In 1836, the year Spalding traveled west with the Whitmans, the most successful book of this lurid genre appeared in print. Called Awful Disclosures, it was written by Maria Monk, a young woman who escaped a nunnery in Montreal, where she claimed she was taught to “obey the priests in all things.” Babies fathered by priests, she wrote, were killed, but only after they were baptized, so they could go to heaven. Although Maria’s mother later said that her daughter had been disturbed since childhood, when she stuck a pencil in her head, and although Maria died in prison after being arrested in a brothel for petty theft, the book was bought, and believed, all across America. It became, as Hofstadter wrote, “probably the most widely read contemporary book in the United States before ‘Uncle Tom’s Cabin.’”
Foreign-born Catholics were relatively slow to settle in the Pacific Northwest.
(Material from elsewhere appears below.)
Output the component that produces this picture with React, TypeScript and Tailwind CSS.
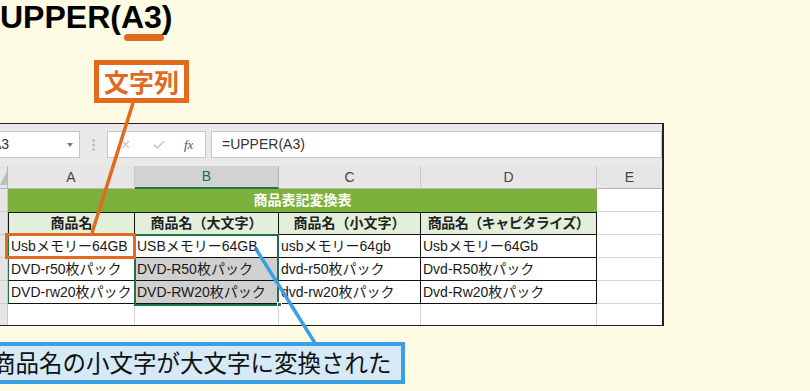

But early white settlers—many of them farmers and small-town merchants from Missouri—had been steeped in the anti-Catholic hysteria that made Awful Disclosures a must-read. As Spalding intuited, Oregonians were primed and ready to believe in outrageous papal plots, notwithstanding that there were few local Catholics around to carry them out. Soon after the Whitman killings, a petition to expel Catholic clergy from Oregon was introduced in the territorial legislature. It failed, but seeds of anti-Catholicism found fertile soil, fertilized year after year by Spalding’s sermons and by published claims that priests had played a role in the Whitman Massacre and that Catholics had conspired with the British to try to steal Oregon from Protestant America.
Nativism and bigotry in Oregon would endure well into the twentieth century. By majority vote, they were enshrined in the new state’s constitution. A Black exclusion provision made Oregon the only free state admitted to the union with a constitutional clause banning African Americans from entering the state or owning property there. Although rarely enforced, the law effectively kept Blacks out. In 1860, a year after it became a state, there were just 128 African Americans in Oregon. The law wasn’t removed until 1926. The state population is still just 2 percent Black, and Portland—for all its progressive bona fides—remains the whitest of America’s big cities.
Nativist loathing of Catholics went hand in glove with racism, and both thrived in Oregon into the late 1920s. They helped create and energize the largest Ku Klux Klan chapter west of the Rockies, which became a formidable statewide political force after World War I. With the backing of the Klan and the winking approval of a Klan-friendly candidate for governor, voters in Oregon approved a law in 1922 that would have shut down all Catholic schools in the state—had the law not been declared unconstitutional in 1925 by the United States Supreme Court.